Species of gastropod

Ithycythara septemcostata is a species of sea snail, a marine gastropod mollusk in the family Mangeliidae.

==Description==
The length of the shell attains 9 mm, its diameter 3.5 mm.

The strong, fusiform shell has a rather long siphonal canal. it is light yellowish-brown, with faint red-brown bands, interrupted by the ribs. There is one rather broad band, just below suture, the second below the periphery, a third near the base of the body whorl. The base of the siphonal canal is likewise tinted. The shell contains about 71/2 whorls, 21/2 form the convexly whorled protoconch, of which about the first whorl is smooth, the other ones are closely ribbed. The subsequent whorls are slightly convex, each with 7 continuous ribs, which have a small sharp point a little above the conspicuous, waved suture and are faintly crenulated, especially on lower part of the body whorl.

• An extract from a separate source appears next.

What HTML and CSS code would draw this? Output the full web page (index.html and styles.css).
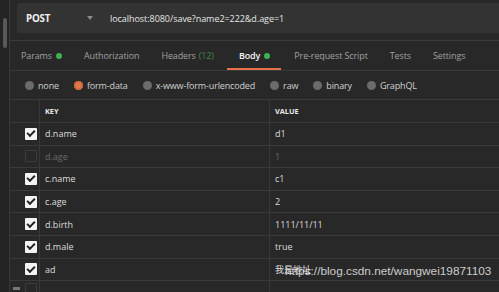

The interstices are smooth, but for a faint spiral, connecting the costal points and a few spirals on the siphonal canal. The aperture is oblong, sharply angular above, with a rather long, narrow siphonal canal below. The peristome is not developed, probably with a shallow sinus above. The columellar margin is nearly straight, slightly directed to the left along the siphonal canal.

==Distribution==
This marine species occurs off Java, Indonesia.